4. Find a routine: A sales pipeline helps you see where multiple deals stand, so it’s easier to manage them and remember which steps you need to take to close many more deals.  Activities that add new deals to your pipeline need to be part of your routine — daily or weekly, depending on your business.
If you have a three-month sales cycle, for instance, and you’re only working on one deal at a time, you can only sell four times a year. You need to fill the sales pipeline with as many deals as you can, so you’re closing business every day or every week instead of every three months.
“If you fill your pipeline, you can have a regular stream of business that’s closing, which means a regular stream of commission checks,” Wallace said.

Multitask and know where your next deal will come from

Having a sales pipeline will allow you to make smarter business decisions to obtain success throughout your entire company.
“Pipeline visibility is a key management tool primarily because the pipeline is what drives a lot of business decisions across the organization, not just in sales.

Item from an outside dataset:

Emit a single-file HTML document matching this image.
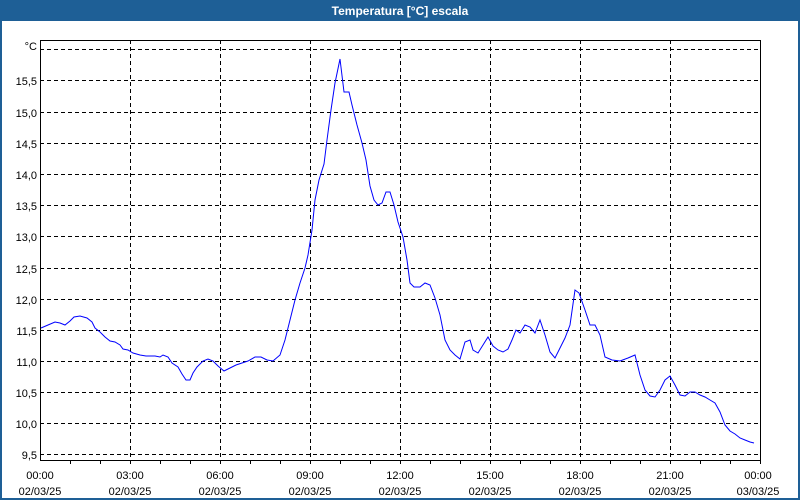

It has ramifications for production, marketing, HR,” Wallace said.
“If you don’t have the right visibility, you don’t know how many resources to have on board or how much cash you’re going to have,” he said. “Without a pipeline visibility it’s difficult to manage a business.”
McInnes added that sales pipeline visibility is critical to your entire business.
“If you don’t have a clear picture,” he said, “you’re not in control of your business, and that’s pretty crazy.”